++++ EXCERPTED RECORDS

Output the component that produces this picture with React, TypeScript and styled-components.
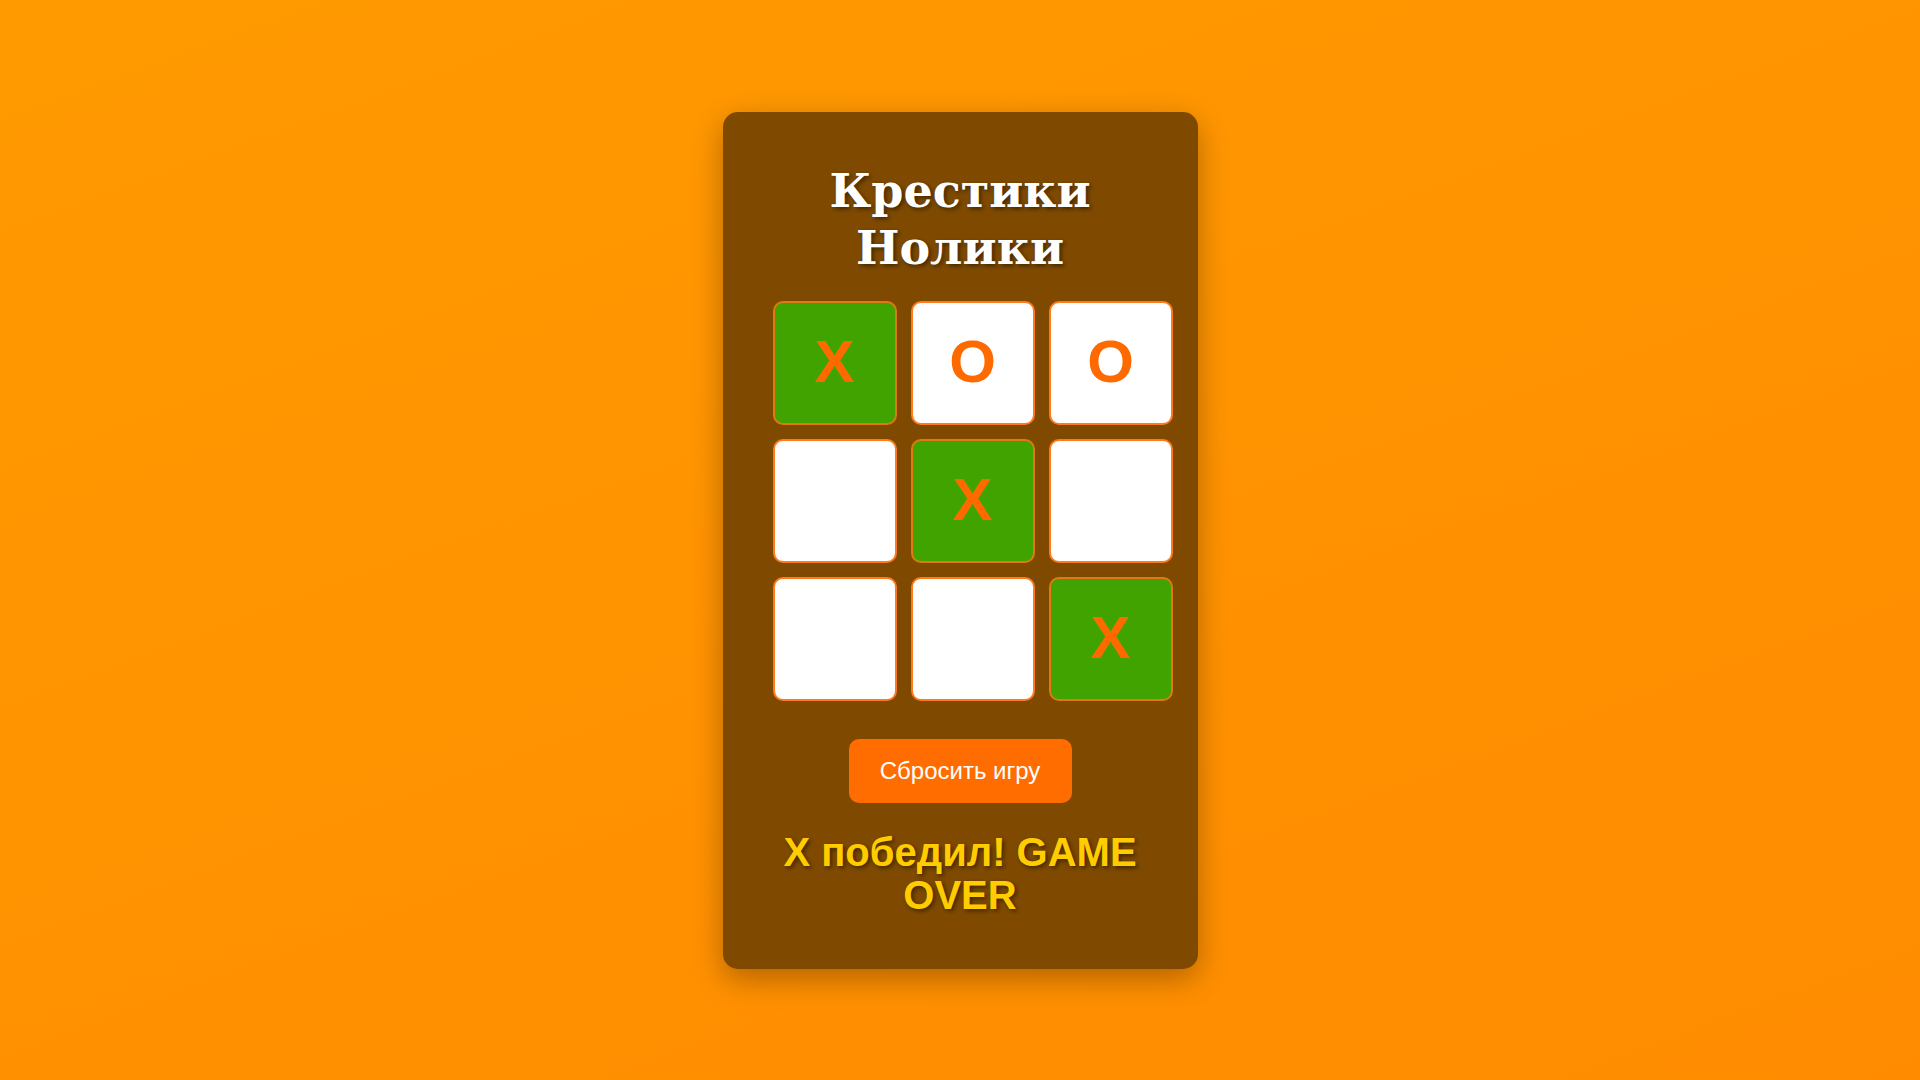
import React from "react";
import styled, { createGlobalStyle } from "styled-components";

const GlobalStyle = createGlobalStyle`
  html, body {
    margin: 0;
    padding: 0;
    height: 100%;
  }
  body {
    font-family: "Liberation Sans", Arial, sans-serif;
    background: linear-gradient(160deg, #ff9a00 0%, #ff8c00 100%);
  }
  #root {
    min-height: 100vh;
  }
`;

const Page = styled.main`
  min-height: 100vh;
  display: flex;
  align-items: center;
  justify-content: center;
`;

const Card = styled.section`
  width: 475px;
  box-sizing: border-box;
  padding: 51px 25px 52px;
  background: #7f4a00;
  border-radius: 15px;
  box-shadow: 0 10px 30px rgba(0, 0, 0, 0.3);
  display: flex;
  flex-direction: column;
  align-items: center;
`;

const Title = styled.h1`
  margin: 0;
  font-family: "DejaVu Serif", "Liberation Serif", serif;
  font-weight: bold;
  font-size: 46px;
  line-height: 57px;
  color: #ffffff;
  text-align: center;
  text-shadow: 2px 2px 4px rgba(0, 0, 0, 0.5);
`;

const Board = styled.div`
  margin-top: 24px;
  align-self: flex-end;
  display: grid;
  grid-template-columns: repeat(3, 124px);
  grid-auto-rows: 124px;
  gap: 14px;
`;

const Cell = styled.button<{ $win: boolean }>`
  box-sizing: border-box;
  width: 124px;
  height: 124px;
  padding: 0 0 3px;
  border: 2px solid ${(p) => (p.$win ? "#e07a10" : "#ff7a1a")};
  border-radius: 10px;
  background: ${(p) => (p.$win ? "#40a300" : "#ffffff")};
  color: #ff6a00;
  font-family: "Liberation Sans", Arial, sans-serif;
  font-weight: bold;
  font-size: 60px;
  display: flex;
  align-items: center;
  justify-content: center;
  cursor: pointer;
`;

const ResetButton = styled.button`
  margin-top: 38px;
  width: 223px;
  height: 64px;
  border: none;
  border-radius: 10px;
  background: #ff6d00;
  color: #ffffff;
  font-family: "Liberation Sans", Arial, sans-serif;
  font-size: 24px;
  cursor: pointer;
`;

const Status = styled.p`
  margin: 28px 0 0;
  font-family: "Liberation Sans", Arial, sans-serif;
  font-weight: bold;
  font-size: 40px;
  line-height: 43px;
  color: #ffcc00;
  text-align: center;
  text-shadow: 2px 2px 4px rgba(0, 0, 0, 0.5);
`;

const board: (string | null)[] = ["X", "O", "O", null, "X", null, null, null, "X"];
const winLine = [0, 4, 8];

export default function App() {
  return (
    <>
      <GlobalStyle />
      <Page>
        <Card>
          <Title>
            Крестики
            <br />
            Нолики
          </Title>
          <Board>
            {board.map((v, i) => (
              <Cell key={i} $win={winLine.includes(i)}>
                {v ?? ""}
              </Cell>
            ))}
          </Board>
          <ResetButton>Сбросить игру</ResetButton>
          <Status>X победил! GAME OVER</Status>
        </Card>
      </Page>
    </>
  );
}
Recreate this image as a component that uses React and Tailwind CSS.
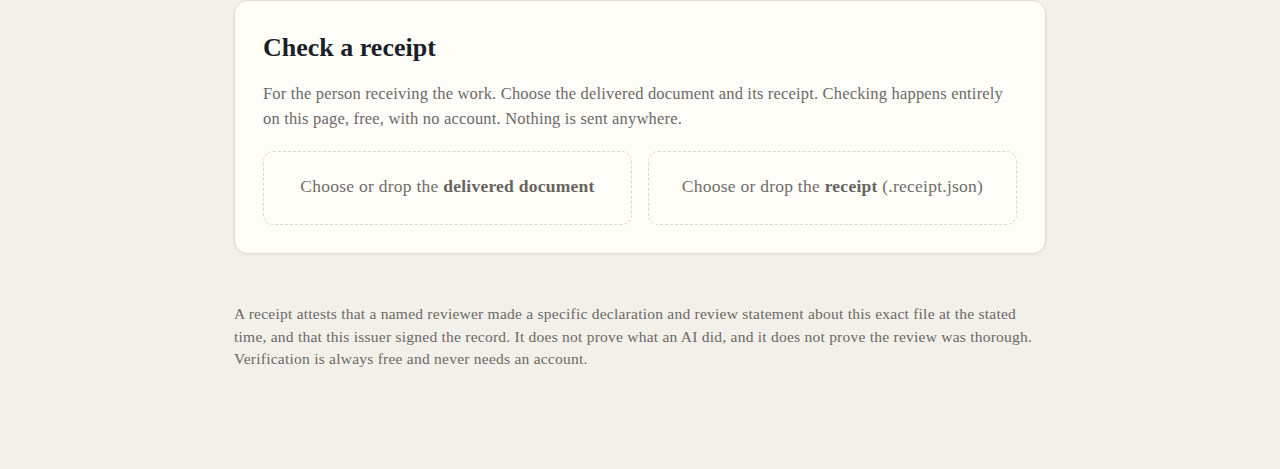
export default function App() {
  const serif = { fontFamily: '"Liberation Serif", "DejaVu Serif", serif' };
  return (
    <div className="min-h-[469px] w-full bg-[#f3efe9]" style={serif}>
      <div className="mx-auto w-[812px] pt-0">
        <div className="mt-0 rounded-[14px] border border-[#e4dfd6] bg-[#fffdf7] px-[28px] pt-[30px] pb-[28px] shadow-[0_1px_3px_rgba(0,0,0,0.06)]">
          <h1 className="text-[26px] font-bold leading-[34px] text-[#1b1f2a]">Check a receipt</h1>
          <p className="mt-[16px] text-[16.5px] leading-[25px] tracking-[0.18px] text-[#6b6966]">
            For the person receiving the work. Choose the delivered document and its receipt. Checking happens entirely on this page, free, with no account. Nothing is sent anywhere.
          </p>
          <div className="mt-[20px] grid grid-cols-2 gap-[16px]">
            <div className="flex h-[74px] items-center justify-center rounded-[10px] border border-dashed border-[#dcd8d0] pb-[4px] text-[17.5px] tracking-[0.25px] text-[#6f6d6a]">
              <span>Choose or drop the <b className="font-bold text-[#66645f]">delivered document</b></span>
            </div>
            <div className="flex h-[74px] items-center justify-center rounded-[10px] border border-dashed border-[#dcd8d0] pb-[4px] text-[17.5px] tracking-[0.25px] text-[#6f6d6a]">
              <span>Choose or drop the <b className="font-bold text-[#66645f]">receipt</b> (.receipt.json)</span>
            </div>
          </div>
        </div>
        <p className="mt-[49px] text-[15.5px] leading-[22.5px] tracking-[0.24px] text-[#6b6966]">
          A receipt attests that a named reviewer made a specific declaration and review statement about this exact file at the stated time, and that this issuer signed the record. It does not prove what an AI did, and it does not prove the review was thorough. Verification is always free and never needs an account.
        </p>
      </div>
    </div>
  );
}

++++++++

GOAL OF THE EXERCISE: Would you mind returning each entry above word for word, skipping the images?

COMPLETE OUTPUT:
Output the component that produces this picture with React, TypeScript and styled-components.
import React from "react";
import styled, { createGlobalStyle } from "styled-components";

const GlobalStyle = createGlobalStyle`
  html, body {
    margin: 0;
    padding: 0;
    height: 100%;
  }
  body {
    font-family: "Liberation Sans", Arial, sans-serif;
    background: linear-gradient(160deg, #ff9a00 0%, #ff8c00 100%);
  }
  #root {
    min-height: 100vh;
  }
`;

const Page = styled.main`
  min-height: 100vh;
  display: flex;
  align-items: center;
  justify-content: center;
`;

const Card = styled.section`
  width: 475px;
  box-sizing: border-box;
  padding: 51px 25px 52px;
  background: #7f4a00;
  border-radius: 15px;
  box-shadow: 0 10px 30px rgba(0, 0, 0, 0.3);
  display: flex;
  flex-direction: column;
  align-items: center;
`;

const Title = styled.h1`
  margin: 0;
  font-family: "DejaVu Serif", "Liberation Serif", serif;
  font-weight: bold;
  font-size: 46px;
  line-height: 57px;
  color: #ffffff;
  text-align: center;
  text-shadow: 2px 2px 4px rgba(0, 0, 0, 0.5);
`;

const Board = styled.div`
  margin-top: 24px;
  align-self: flex-end;
  display: grid;
  grid-template-columns: repeat(3, 124px);
  grid-auto-rows: 124px;
  gap: 14px;
`;

const Cell = styled.button<{ $win: boolean }>`
  box-sizing: border-box;
  width: 124px;
  height: 124px;
  padding: 0 0 3px;
  border: 2px solid ${(p) => (p.$win ? "#e07a10" : "#ff7a1a")};
  border-radius: 10px;
  background: ${(p) => (p.$win ? "#40a300" : "#ffffff")};
  color: #ff6a00;
  font-family: "Liberation Sans", Arial, sans-serif;
  font-weight: bold;
  font-size: 60px;
  display: flex;
  align-items: center;
  justify-content: center;
  cursor: pointer;
`;

const ResetButton = styled.button`
  margin-top: 38px;
  width: 223px;
  height: 64px;
  border: none;
  border-radius: 10px;
  background: #ff6d00;
  color: #ffffff;
  font-family: "Liberation Sans", Arial, sans-serif;
  font-size: 24px;
  cursor: pointer;
`;

const Status = styled.p`
  margin: 28px 0 0;
  font-family: "Liberation Sans", Arial, sans-serif;
  font-weight: bold;
  font-size: 40px;
  line-height: 43px;
  color: #ffcc00;
  text-align: center;
  text-shadow: 2px 2px 4px rgba(0, 0, 0, 0.5);
`;

const board: (string | null)[] = ["X", "O", "O", null, "X", null, null, null, "X"];
const winLine = [0, 4, 8];

export default function App() {
  return (
    <>
      <GlobalStyle />
      <Page>
        <Card>
          <Title>
            Крестики
            <br />
            Нолики
          </Title>
          <Board>
            {board.map((v, i) => (
              <Cell key={i} $win={winLine.includes(i)}>
                {v ?? ""}
              </Cell>
            ))}
          </Board>
          <ResetButton>Сбросить игру</ResetButton>
          <Status>X победил! GAME OVER</Status>
        </Card>
      </Page>
    </>
  );
}
Recreate this image as a component that uses React and Tailwind CSS.
export default function App() {
  const serif = { fontFamily: '"Liberation Serif", "DejaVu Serif", serif' };
  return (
    <div className="min-h-[469px] w-full bg-[#f3efe9]" style={serif}>
      <div className="mx-auto w-[812px] pt-0">
        <div className="mt-0 rounded-[14px] border border-[#e4dfd6] bg-[#fffdf7] px-[28px] pt-[30px] pb-[28px] shadow-[0_1px_3px_rgba(0,0,0,0.06)]">
          <h1 className="text-[26px] font-bold leading-[34px] text-[#1b1f2a]">Check a receipt</h1>
          <p className="mt-[16px] text-[16.5px] leading-[25px] tracking-[0.18px] text-[#6b6966]">
            For the person receiving the work. Choose the delivered document and its receipt. Checking happens entirely on this page, free, with no account. Nothing is sent anywhere.
          </p>
          <div className="mt-[20px] grid grid-cols-2 gap-[16px]">
            <div className="flex h-[74px] items-center justify-center rounded-[10px] border border-dashed border-[#dcd8d0] pb-[4px] text-[17.5px] tracking-[0.25px] text-[#6f6d6a]">
              <span>Choose or drop the <b className="font-bold text-[#66645f]">delivered document</b></span>
            </div>
            <div className="flex h-[74px] items-center justify-center rounded-[10px] border border-dashed border-[#dcd8d0] pb-[4px] text-[17.5px] tracking-[0.25px] text-[#6f6d6a]">
              <span>Choose or drop the <b className="font-bold text-[#66645f]">receipt</b> (.receipt.json)</span>
            </div>
          </div>
        </div>
        <p className="mt-[49px] text-[15.5px] leading-[22.5px] tracking-[0.24px] text-[#6b6966]">
          A receipt attests that a named reviewer made a specific declaration and review statement about this exact file at the stated time, and that this issuer signed the record. It does not prove what an AI did, and it does not prove the review was thorough. Verification is always free and never needs an account.
        </p>
      </div>
    </div>
  );
}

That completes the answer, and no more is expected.